----- STORED RECORDS

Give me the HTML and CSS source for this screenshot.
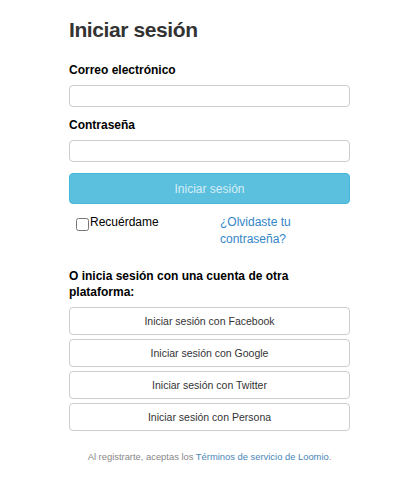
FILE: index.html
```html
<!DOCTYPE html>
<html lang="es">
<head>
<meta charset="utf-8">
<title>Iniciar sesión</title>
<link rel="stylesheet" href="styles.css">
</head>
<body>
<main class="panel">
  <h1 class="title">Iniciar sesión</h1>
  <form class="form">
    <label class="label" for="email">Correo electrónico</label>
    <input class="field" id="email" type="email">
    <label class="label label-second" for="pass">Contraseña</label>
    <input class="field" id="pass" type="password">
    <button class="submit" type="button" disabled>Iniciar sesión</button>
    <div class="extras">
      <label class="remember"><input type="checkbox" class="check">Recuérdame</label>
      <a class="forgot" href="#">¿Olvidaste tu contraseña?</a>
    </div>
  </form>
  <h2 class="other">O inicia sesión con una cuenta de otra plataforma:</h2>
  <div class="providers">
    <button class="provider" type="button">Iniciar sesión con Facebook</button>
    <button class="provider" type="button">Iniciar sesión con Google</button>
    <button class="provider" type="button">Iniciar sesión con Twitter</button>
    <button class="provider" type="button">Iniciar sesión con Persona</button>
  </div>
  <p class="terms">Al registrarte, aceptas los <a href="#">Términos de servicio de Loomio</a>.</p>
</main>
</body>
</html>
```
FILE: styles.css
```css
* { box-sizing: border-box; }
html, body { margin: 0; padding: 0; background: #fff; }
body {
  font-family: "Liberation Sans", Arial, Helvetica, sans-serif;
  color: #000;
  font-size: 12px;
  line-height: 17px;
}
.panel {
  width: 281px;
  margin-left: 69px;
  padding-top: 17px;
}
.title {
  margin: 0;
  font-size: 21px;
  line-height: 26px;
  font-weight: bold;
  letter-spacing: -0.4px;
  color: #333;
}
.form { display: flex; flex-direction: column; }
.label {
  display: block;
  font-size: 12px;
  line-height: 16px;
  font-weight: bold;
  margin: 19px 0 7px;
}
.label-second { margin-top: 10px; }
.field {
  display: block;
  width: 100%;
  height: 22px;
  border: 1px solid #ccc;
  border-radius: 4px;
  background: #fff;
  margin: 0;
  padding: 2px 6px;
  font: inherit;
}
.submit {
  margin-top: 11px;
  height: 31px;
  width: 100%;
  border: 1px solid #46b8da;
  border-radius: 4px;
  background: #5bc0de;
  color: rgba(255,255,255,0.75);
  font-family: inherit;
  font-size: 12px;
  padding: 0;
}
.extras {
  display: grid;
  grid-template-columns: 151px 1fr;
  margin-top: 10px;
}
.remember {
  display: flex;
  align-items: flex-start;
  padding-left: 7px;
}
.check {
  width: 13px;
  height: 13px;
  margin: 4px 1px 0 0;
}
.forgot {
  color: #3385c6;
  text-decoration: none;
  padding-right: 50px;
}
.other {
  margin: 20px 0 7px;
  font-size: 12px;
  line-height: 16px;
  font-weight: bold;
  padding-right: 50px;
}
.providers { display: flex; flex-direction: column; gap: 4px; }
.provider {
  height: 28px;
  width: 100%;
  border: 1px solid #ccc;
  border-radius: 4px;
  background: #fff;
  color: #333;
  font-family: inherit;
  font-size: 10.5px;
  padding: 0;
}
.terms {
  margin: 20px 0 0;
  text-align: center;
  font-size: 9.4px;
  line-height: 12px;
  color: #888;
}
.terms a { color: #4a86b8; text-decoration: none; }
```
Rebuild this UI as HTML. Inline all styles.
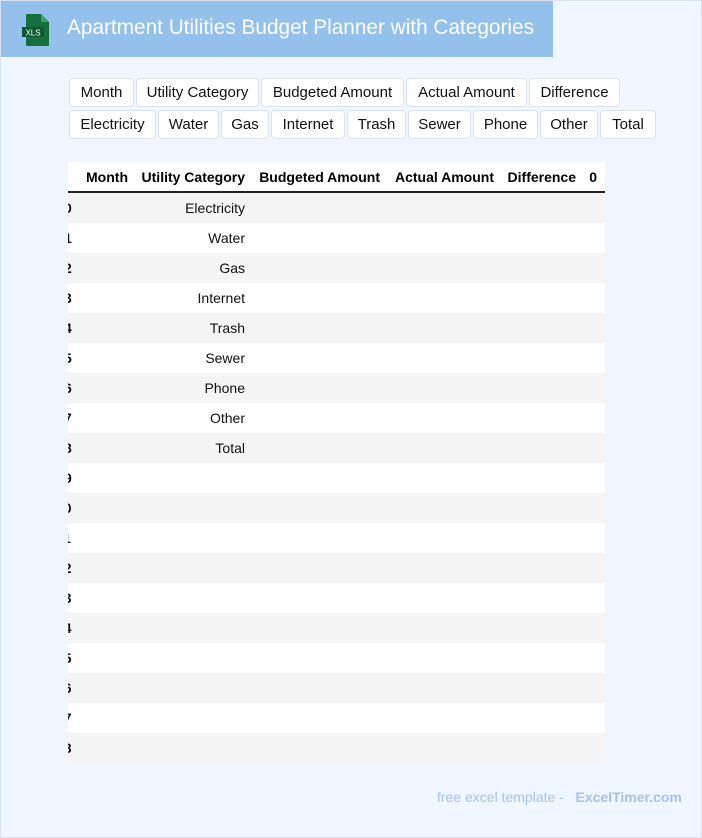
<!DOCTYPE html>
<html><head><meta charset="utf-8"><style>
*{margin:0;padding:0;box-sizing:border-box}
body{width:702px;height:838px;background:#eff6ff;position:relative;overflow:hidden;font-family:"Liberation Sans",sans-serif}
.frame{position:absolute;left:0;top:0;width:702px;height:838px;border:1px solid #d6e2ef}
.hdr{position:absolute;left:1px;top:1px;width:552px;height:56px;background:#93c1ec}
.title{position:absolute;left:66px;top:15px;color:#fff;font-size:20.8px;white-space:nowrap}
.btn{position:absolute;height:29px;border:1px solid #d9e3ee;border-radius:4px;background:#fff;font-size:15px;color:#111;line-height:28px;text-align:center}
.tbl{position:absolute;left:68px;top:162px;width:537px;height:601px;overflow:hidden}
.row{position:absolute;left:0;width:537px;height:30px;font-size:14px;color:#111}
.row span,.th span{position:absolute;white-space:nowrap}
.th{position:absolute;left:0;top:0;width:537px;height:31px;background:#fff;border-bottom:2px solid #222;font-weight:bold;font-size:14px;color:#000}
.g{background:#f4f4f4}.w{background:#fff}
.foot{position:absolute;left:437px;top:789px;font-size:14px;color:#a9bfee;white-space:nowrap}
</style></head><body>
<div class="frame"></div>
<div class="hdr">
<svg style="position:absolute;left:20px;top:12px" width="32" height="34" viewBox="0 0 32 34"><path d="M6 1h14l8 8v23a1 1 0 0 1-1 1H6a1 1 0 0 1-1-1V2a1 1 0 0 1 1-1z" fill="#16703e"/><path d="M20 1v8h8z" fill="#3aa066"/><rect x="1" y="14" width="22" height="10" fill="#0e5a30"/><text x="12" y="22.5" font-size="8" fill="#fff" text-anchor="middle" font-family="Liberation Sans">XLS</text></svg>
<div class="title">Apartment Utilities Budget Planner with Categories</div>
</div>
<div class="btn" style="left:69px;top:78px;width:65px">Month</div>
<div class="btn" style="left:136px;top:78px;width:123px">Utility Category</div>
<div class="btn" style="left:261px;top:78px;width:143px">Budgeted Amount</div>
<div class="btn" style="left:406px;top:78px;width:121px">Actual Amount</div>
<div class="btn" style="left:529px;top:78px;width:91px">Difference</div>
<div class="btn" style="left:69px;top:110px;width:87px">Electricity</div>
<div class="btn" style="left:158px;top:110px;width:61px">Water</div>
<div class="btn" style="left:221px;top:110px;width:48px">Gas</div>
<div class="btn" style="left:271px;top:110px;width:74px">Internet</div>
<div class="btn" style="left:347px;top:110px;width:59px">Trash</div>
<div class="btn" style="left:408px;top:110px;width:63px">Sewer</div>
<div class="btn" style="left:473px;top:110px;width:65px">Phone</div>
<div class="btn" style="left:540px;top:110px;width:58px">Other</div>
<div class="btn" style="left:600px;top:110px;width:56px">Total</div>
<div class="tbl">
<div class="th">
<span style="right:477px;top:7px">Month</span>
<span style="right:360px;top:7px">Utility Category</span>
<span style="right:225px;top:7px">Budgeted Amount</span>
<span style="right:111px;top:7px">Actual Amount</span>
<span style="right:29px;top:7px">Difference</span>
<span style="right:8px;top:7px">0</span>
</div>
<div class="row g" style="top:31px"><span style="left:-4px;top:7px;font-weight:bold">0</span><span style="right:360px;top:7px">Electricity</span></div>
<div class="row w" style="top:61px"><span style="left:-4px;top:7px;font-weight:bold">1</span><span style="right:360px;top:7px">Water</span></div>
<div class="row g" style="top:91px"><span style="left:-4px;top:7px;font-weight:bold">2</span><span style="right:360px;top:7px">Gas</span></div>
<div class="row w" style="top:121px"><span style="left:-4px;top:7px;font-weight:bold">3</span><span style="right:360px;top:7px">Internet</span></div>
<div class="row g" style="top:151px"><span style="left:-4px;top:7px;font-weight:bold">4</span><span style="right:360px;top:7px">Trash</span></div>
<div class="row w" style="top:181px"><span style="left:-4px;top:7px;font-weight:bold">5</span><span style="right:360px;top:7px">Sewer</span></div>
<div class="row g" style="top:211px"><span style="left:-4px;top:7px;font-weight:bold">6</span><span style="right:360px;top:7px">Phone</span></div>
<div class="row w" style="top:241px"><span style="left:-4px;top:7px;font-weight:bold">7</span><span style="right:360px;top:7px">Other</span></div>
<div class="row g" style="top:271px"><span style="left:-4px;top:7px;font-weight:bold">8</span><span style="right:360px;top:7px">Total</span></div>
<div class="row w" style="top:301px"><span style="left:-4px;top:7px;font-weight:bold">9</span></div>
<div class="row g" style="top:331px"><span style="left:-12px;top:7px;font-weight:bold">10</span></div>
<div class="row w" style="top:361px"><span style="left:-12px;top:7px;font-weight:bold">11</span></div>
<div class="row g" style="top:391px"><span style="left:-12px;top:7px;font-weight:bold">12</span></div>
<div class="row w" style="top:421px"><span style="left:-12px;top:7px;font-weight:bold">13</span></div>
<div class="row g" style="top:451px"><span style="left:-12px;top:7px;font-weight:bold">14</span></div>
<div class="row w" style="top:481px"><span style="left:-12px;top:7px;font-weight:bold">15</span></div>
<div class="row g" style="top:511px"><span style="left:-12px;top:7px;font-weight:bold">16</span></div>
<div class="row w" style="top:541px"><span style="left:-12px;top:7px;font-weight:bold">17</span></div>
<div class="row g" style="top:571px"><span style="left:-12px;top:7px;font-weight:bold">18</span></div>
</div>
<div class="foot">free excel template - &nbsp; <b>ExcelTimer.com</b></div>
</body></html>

----------

Extract every line containing the string "this" from the material.

Give me the HTML and CSS source for this screenshot.
Rebuild this UI as HTML. Inline all styles.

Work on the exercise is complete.